Results are with the timestamps you can easily get rid of them by changing last line.
print("%s" % (segment.text))
There is also a possibility of moving text directly in a text file.
with open(f"mluther.txt", "w") as file:
for segment in segments:
file.write(f"{segment.text}\n")
I will use the following script in the future.
from faster_whisper import WhisperModel
import os
filename = "mluther.mp3"
base_filename = os.path.splitext(os.path.basename(filename))[0]
model_size = "distil-large-v3"
model = WhisperModel(model_size, device="cpu", compute_type="int8")
segments, info = model.transcribe(filename, beam_size=5, language="en", condition_on_previous_text=False, vad_filter=True)
print("Detected language '%s' with probability %f" % (info.language, info.language_probability))

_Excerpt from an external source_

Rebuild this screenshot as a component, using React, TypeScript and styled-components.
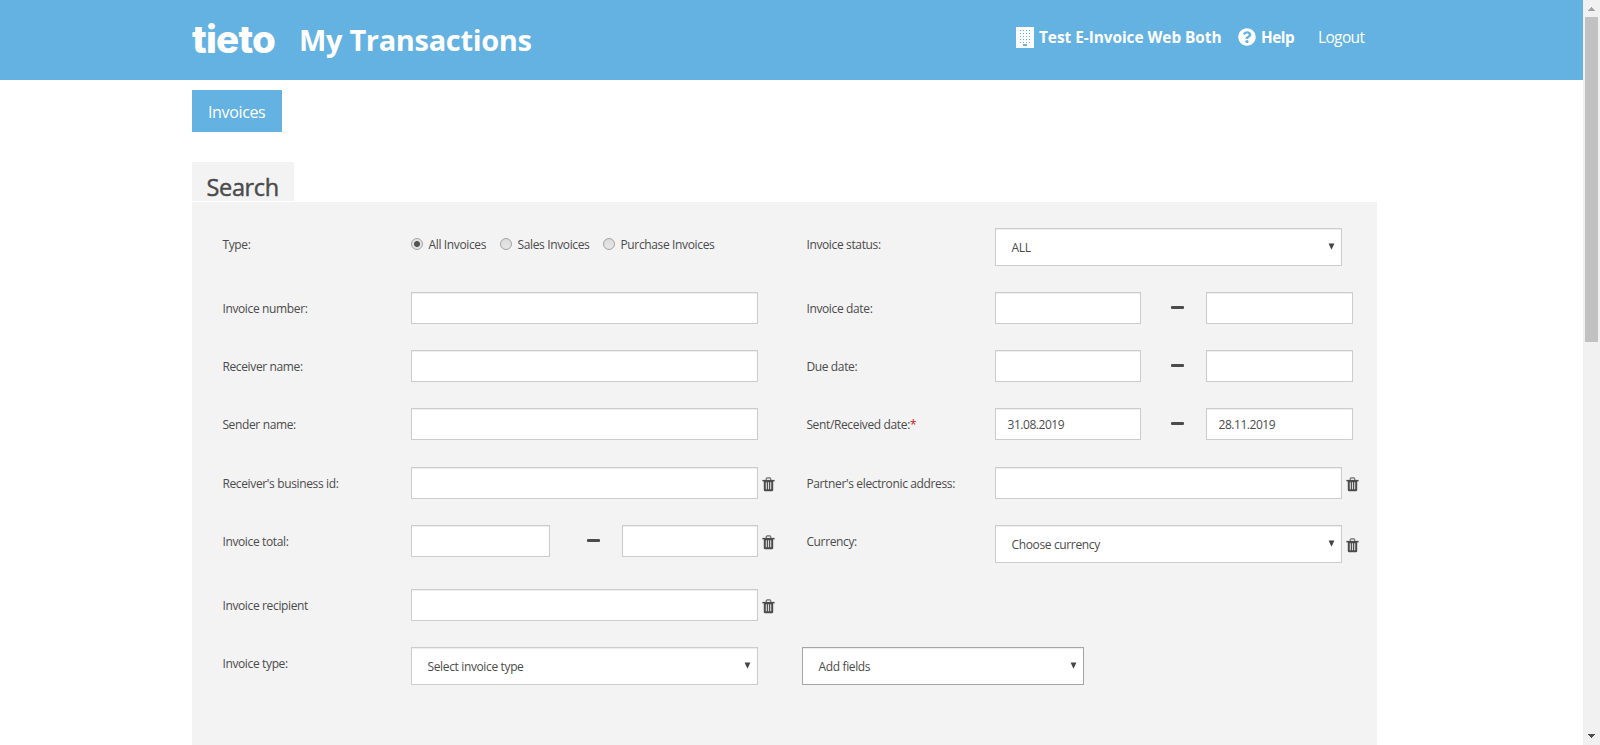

with open(f"{base_filename}.txt", "w") as file:
for segment in segments:
file.write(f"{segment.text}\n")
print("Done")
Future
It would be beneficial to learn about another application that is based on faster-whisper but supports word-to-word editing. I came across this one, which can generate a JSON file for transcripts, allowing for a word-to-word comparison between audio and transcript. This feature is helpful for correcting errors.
I believe this tool would be very useful for recording my voice notes. I will need to use a program to sift through the rambling. However, I think it’s a great idea.